What is being asked: Using the listing below, copy every line that mentions "this".

Given data:
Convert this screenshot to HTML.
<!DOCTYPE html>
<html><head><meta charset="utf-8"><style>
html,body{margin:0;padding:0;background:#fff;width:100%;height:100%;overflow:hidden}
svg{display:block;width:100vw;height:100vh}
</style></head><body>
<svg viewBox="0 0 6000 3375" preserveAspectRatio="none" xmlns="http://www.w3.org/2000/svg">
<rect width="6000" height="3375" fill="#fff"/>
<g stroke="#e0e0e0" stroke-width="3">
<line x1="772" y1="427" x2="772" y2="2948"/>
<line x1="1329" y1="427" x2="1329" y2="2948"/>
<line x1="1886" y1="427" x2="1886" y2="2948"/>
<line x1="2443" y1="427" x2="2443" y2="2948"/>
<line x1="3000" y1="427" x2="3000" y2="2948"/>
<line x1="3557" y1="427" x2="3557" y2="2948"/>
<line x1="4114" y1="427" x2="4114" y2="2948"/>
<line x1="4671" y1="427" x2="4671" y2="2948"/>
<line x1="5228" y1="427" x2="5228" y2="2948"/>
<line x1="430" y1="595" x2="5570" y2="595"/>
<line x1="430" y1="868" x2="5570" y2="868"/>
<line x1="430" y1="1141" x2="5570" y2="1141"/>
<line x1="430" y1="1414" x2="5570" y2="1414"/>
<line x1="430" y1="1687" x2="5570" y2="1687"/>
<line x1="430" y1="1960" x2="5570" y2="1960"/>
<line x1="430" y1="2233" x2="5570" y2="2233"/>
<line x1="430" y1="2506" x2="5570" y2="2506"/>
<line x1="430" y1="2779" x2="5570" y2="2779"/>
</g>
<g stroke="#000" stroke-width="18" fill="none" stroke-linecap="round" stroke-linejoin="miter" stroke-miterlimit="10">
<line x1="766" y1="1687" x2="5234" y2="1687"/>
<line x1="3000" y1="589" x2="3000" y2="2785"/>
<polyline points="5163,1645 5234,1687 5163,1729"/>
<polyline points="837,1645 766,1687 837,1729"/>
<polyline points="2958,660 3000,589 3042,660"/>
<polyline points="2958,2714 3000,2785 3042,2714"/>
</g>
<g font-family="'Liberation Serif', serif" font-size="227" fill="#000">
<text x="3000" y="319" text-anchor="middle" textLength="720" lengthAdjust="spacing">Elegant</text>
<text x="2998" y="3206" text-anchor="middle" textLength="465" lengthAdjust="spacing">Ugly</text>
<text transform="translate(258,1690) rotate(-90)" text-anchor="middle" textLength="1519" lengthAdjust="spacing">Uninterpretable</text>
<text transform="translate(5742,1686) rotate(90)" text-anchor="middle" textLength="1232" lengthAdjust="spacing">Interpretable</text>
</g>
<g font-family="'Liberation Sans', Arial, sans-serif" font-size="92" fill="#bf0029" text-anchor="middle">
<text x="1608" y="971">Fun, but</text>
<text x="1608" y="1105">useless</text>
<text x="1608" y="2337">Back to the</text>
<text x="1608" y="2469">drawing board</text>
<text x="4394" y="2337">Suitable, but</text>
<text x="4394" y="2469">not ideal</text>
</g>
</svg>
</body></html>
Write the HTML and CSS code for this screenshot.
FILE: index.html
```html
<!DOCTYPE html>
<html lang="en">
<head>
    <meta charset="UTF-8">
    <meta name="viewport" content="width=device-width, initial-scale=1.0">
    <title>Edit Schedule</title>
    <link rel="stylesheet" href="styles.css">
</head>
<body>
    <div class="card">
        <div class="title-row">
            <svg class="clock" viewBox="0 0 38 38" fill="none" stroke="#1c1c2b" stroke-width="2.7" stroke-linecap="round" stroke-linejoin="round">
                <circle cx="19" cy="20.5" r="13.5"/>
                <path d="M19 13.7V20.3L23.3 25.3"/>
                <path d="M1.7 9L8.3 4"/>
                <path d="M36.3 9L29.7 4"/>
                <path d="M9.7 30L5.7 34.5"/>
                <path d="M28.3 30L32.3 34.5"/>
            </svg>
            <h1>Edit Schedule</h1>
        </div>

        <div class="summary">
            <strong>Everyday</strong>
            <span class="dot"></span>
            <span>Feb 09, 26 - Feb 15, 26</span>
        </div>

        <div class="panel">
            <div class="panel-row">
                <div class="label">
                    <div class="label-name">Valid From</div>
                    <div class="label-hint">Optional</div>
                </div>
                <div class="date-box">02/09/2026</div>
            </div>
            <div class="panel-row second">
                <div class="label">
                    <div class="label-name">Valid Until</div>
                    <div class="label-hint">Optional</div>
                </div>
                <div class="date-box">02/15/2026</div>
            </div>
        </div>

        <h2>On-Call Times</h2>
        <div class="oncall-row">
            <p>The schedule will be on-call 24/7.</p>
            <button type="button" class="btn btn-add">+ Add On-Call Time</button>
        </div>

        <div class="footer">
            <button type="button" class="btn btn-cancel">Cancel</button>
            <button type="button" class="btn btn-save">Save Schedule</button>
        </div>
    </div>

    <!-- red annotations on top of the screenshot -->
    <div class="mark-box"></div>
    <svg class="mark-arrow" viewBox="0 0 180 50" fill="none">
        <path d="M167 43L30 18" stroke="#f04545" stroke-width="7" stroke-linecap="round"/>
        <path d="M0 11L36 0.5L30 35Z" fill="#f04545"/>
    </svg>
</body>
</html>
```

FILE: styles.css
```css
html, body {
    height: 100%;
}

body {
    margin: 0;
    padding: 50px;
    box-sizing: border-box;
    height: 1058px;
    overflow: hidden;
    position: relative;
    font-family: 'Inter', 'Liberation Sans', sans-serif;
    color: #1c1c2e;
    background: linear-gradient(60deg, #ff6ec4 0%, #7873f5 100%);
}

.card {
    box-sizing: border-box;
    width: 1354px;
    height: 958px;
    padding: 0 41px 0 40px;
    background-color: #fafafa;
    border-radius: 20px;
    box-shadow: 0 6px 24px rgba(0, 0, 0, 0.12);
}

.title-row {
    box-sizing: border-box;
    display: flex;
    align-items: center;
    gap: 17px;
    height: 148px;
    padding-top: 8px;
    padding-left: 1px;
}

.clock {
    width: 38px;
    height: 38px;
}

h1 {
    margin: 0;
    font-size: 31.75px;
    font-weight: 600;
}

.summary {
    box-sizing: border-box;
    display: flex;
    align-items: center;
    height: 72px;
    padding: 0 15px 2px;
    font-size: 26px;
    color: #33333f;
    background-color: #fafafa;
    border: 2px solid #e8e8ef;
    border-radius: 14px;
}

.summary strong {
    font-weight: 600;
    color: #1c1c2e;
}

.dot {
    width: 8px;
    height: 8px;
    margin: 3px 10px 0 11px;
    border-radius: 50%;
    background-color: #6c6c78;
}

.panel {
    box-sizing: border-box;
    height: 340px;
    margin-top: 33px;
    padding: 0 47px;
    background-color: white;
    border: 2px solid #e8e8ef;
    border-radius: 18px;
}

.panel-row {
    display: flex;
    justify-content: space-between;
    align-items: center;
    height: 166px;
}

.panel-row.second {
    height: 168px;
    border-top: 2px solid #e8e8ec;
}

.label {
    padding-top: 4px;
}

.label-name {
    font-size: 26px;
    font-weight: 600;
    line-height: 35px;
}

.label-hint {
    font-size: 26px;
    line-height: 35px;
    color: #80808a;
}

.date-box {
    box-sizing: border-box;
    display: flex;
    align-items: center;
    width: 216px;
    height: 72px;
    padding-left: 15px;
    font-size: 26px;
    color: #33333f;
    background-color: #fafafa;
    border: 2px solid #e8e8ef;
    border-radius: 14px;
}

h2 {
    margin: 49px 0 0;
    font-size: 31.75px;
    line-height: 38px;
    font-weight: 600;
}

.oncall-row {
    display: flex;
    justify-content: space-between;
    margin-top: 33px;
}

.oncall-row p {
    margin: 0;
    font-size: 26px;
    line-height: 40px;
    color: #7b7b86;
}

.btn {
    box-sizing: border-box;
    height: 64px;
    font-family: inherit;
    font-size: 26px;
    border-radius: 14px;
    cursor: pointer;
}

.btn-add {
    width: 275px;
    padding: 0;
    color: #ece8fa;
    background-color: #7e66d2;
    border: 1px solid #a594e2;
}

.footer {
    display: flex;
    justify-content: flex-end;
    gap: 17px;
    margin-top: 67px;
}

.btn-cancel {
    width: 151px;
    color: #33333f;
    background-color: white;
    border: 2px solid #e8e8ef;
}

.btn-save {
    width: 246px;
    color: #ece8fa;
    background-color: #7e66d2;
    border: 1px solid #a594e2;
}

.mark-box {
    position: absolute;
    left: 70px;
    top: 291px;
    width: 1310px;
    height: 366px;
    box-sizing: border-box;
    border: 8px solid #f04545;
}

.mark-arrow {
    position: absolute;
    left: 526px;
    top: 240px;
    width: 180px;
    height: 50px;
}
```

Exercise answer:
Convert this screenshot to HTML.
Write the HTML and CSS code for this screenshot.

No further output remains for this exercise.